__TO BE DONE__: In your copy, leave out the pictures; write out all the data exactly.

──────── SUPPLIED MATERIAL

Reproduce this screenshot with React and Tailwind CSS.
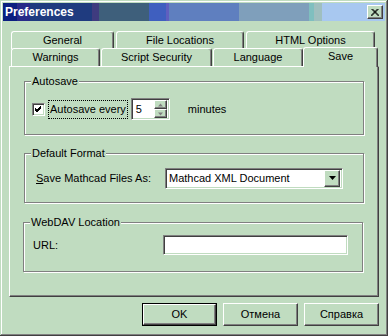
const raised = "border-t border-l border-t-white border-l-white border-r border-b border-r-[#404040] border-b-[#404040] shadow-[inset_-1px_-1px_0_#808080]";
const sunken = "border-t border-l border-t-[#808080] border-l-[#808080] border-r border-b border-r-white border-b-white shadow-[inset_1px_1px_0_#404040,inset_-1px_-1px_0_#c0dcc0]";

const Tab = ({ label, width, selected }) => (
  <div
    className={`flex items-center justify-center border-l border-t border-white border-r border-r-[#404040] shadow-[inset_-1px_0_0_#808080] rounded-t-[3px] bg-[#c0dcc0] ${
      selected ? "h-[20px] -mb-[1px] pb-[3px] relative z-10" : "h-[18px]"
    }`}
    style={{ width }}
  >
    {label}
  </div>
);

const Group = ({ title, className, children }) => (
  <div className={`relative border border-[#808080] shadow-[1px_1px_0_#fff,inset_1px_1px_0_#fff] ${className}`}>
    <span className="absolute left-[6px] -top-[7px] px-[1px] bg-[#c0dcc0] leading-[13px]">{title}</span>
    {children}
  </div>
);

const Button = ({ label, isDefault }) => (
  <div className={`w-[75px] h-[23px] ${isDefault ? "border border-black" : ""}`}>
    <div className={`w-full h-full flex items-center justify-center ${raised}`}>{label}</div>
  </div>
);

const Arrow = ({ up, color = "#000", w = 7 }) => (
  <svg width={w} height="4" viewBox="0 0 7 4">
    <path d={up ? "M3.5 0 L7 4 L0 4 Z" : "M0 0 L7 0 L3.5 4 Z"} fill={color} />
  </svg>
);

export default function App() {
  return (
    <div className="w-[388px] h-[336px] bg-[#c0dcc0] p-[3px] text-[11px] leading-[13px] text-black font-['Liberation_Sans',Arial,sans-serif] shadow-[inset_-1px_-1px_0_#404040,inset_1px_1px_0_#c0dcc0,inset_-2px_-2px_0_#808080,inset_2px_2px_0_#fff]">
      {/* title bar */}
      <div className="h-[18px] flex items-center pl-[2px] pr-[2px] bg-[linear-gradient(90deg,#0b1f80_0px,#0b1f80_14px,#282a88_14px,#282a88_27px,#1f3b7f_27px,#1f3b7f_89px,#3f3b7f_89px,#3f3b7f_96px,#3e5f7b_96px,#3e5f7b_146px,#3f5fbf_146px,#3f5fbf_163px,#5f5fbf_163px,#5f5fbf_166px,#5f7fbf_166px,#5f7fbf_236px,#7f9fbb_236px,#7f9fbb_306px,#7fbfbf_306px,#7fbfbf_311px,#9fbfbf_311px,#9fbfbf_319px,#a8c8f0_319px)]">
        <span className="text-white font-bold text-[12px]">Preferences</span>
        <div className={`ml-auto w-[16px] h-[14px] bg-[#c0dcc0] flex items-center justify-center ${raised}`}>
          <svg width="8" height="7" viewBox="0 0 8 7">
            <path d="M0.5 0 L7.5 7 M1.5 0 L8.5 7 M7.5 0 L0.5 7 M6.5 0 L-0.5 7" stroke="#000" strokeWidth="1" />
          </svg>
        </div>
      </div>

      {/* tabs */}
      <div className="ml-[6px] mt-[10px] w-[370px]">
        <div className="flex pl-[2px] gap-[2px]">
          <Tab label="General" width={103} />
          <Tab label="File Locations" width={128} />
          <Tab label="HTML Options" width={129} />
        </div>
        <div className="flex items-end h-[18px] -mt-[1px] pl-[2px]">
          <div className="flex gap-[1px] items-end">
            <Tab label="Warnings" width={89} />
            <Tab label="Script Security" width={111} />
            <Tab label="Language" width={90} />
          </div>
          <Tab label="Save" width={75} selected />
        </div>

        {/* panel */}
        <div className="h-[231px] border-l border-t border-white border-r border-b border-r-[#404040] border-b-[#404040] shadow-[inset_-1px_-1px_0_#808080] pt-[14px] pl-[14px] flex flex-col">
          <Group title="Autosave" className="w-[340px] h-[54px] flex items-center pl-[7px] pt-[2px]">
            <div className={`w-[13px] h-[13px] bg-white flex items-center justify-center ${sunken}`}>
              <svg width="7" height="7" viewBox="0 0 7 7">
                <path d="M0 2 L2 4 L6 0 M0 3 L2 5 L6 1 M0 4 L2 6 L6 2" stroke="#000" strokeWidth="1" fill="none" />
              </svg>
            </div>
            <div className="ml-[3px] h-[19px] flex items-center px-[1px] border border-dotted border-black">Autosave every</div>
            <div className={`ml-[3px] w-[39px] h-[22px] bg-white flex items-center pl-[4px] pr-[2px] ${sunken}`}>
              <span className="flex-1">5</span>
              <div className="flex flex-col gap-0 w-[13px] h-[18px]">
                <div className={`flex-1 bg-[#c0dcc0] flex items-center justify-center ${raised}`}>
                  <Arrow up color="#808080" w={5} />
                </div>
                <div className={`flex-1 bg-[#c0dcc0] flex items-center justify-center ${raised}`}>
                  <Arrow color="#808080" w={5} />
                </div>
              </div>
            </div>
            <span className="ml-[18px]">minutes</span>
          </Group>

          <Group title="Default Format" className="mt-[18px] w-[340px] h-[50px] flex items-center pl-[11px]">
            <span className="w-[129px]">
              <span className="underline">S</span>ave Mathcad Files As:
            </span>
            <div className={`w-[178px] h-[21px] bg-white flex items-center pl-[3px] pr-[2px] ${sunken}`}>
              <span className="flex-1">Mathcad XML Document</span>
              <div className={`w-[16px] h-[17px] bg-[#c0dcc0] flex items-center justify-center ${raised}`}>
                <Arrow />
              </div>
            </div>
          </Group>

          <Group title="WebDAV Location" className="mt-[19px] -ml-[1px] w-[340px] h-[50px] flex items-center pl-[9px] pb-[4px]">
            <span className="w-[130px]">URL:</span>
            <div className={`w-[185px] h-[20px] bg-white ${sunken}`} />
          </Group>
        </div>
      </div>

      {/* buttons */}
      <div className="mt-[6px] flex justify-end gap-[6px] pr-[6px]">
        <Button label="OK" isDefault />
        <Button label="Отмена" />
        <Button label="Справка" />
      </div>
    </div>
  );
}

────────────────

__RESULT__:
Reproduce this screenshot with React and Tailwind CSS.
const raised = "border-t border-l border-t-white border-l-white border-r border-b border-r-[#404040] border-b-[#404040] shadow-[inset_-1px_-1px_0_#808080]";
const sunken = "border-t border-l border-t-[#808080] border-l-[#808080] border-r border-b border-r-white border-b-white shadow-[inset_1px_1px_0_#404040,inset_-1px_-1px_0_#c0dcc0]";

const Tab = ({ label, width, selected }) => (
  <div
    className={`flex items-center justify-center border-l border-t border-white border-r border-r-[#404040] shadow-[inset_-1px_0_0_#808080] rounded-t-[3px] bg-[#c0dcc0] ${
      selected ? "h-[20px] -mb-[1px] pb-[3px] relative z-10" : "h-[18px]"
    }`}
    style={{ width }}
  >
    {label}
  </div>
);

const Group = ({ title, className, children }) => (
  <div className={`relative border border-[#808080] shadow-[1px_1px_0_#fff,inset_1px_1px_0_#fff] ${className}`}>
    <span className="absolute left-[6px] -top-[7px] px-[1px] bg-[#c0dcc0] leading-[13px]">{title}</span>
    {children}
  </div>
);

const Button = ({ label, isDefault }) => (
  <div className={`w-[75px] h-[23px] ${isDefault ? "border border-black" : ""}`}>
    <div className={`w-full h-full flex items-center justify-center ${raised}`}>{label}</div>
  </div>
);

const Arrow = ({ up, color = "#000", w = 7 }) => (
  <svg width={w} height="4" viewBox="0 0 7 4">
    <path d={up ? "M3.5 0 L7 4 L0 4 Z" : "M0 0 L7 0 L3.5 4 Z"} fill={color} />
  </svg>
);

export default function App() {
  return (
    <div className="w-[388px] h-[336px] bg-[#c0dcc0] p-[3px] text-[11px] leading-[13px] text-black font-['Liberation_Sans',Arial,sans-serif] shadow-[inset_-1px_-1px_0_#404040,inset_1px_1px_0_#c0dcc0,inset_-2px_-2px_0_#808080,inset_2px_2px_0_#fff]">
      {/* title bar */}
      <div className="h-[18px] flex items-center pl-[2px] pr-[2px] bg-[linear-gradient(90deg,#0b1f80_0px,#0b1f80_14px,#282a88_14px,#282a88_27px,#1f3b7f_27px,#1f3b7f_89px,#3f3b7f_89px,#3f3b7f_96px,#3e5f7b_96px,#3e5f7b_146px,#3f5fbf_146px,#3f5fbf_163px,#5f5fbf_163px,#5f5fbf_166px,#5f7fbf_166px,#5f7fbf_236px,#7f9fbb_236px,#7f9fbb_306px,#7fbfbf_306px,#7fbfbf_311px,#9fbfbf_311px,#9fbfbf_319px,#a8c8f0_319px)]">
        <span className="text-white font-bold text-[12px]">Preferences</span>
        <div className={`ml-auto w-[16px] h-[14px] bg-[#c0dcc0] flex items-center justify-center ${raised}`}>
          <svg width="8" height="7" viewBox="0 0 8 7">
            <path d="M0.5 0 L7.5 7 M1.5 0 L8.5 7 M7.5 0 L0.5 7 M6.5 0 L-0.5 7" stroke="#000" strokeWidth="1" />
          </svg>
        </div>
      </div>

      {/* tabs */}
      <div className="ml-[6px] mt-[10px] w-[370px]">
        <div className="flex pl-[2px] gap-[2px]">
          <Tab label="General" width={103} />
          <Tab label="File Locations" width={128} />
          <Tab label="HTML Options" width={129} />
        </div>
        <div className="flex items-end h-[18px] -mt-[1px] pl-[2px]">
          <div className="flex gap-[1px] items-end">
            <Tab label="Warnings" width={89} />
            <Tab label="Script Security" width={111} />
            <Tab label="Language" width={90} />
          </div>
          <Tab label="Save" width={75} selected />
        </div>

        {/* panel */}
        <div className="h-[231px] border-l border-t border-white border-r border-b border-r-[#404040] border-b-[#404040] shadow-[inset_-1px_-1px_0_#808080] pt-[14px] pl-[14px] flex flex-col">
          <Group title="Autosave" className="w-[340px] h-[54px] flex items-center pl-[7px] pt-[2px]">
            <div className={`w-[13px] h-[13px] bg-white flex items-center justify-center ${sunken}`}>
              <svg width="7" height="7" viewBox="0 0 7 7">
                <path d="M0 2 L2 4 L6 0 M0 3 L2 5 L6 1 M0 4 L2 6 L6 2" stroke="#000" strokeWidth="1" fill="none" />
              </svg>
            </div>
            <div className="ml-[3px] h-[19px] flex items-center px-[1px] border border-dotted border-black">Autosave every</div>
            <div className={`ml-[3px] w-[39px] h-[22px] bg-white flex items-center pl-[4px] pr-[2px] ${sunken}`}>
              <span className="flex-1">5</span>
              <div className="flex flex-col gap-0 w-[13px] h-[18px]">
                <div className={`flex-1 bg-[#c0dcc0] flex items-center justify-center ${raised}`}>
                  <Arrow up color="#808080" w={5} />
                </div>
                <div className={`flex-1 bg-[#c0dcc0] flex items-center justify-center ${raised}`}>
                  <Arrow color="#808080" w={5} />
                </div>
              </div>
            </div>
            <span className="ml-[18px]">minutes</span>
          </Group>

          <Group title="Default Format" className="mt-[18px] w-[340px] h-[50px] flex items-center pl-[11px]">
            <span className="w-[129px]">
              <span className="underline">S</span>ave Mathcad Files As:
            </span>
            <div className={`w-[178px] h-[21px] bg-white flex items-center pl-[3px] pr-[2px] ${sunken}`}>
              <span className="flex-1">Mathcad XML Document</span>
              <div className={`w-[16px] h-[17px] bg-[#c0dcc0] flex items-center justify-center ${raised}`}>
                <Arrow />
              </div>
            </div>
          </Group>

          <Group title="WebDAV Location" className="mt-[19px] -ml-[1px] w-[340px] h-[50px] flex items-center pl-[9px] pb-[4px]">
            <span className="w-[130px]">URL:</span>
            <div className={`w-[185px] h-[20px] bg-white ${sunken}`} />
          </Group>
        </div>
      </div>

      {/* buttons */}
      <div className="mt-[6px] flex justify-end gap-[6px] pr-[6px]">
        <Button label="OK" isDefault />
        <Button label="Отмена" />
        <Button label="Справка" />
      </div>
    </div>
  );
}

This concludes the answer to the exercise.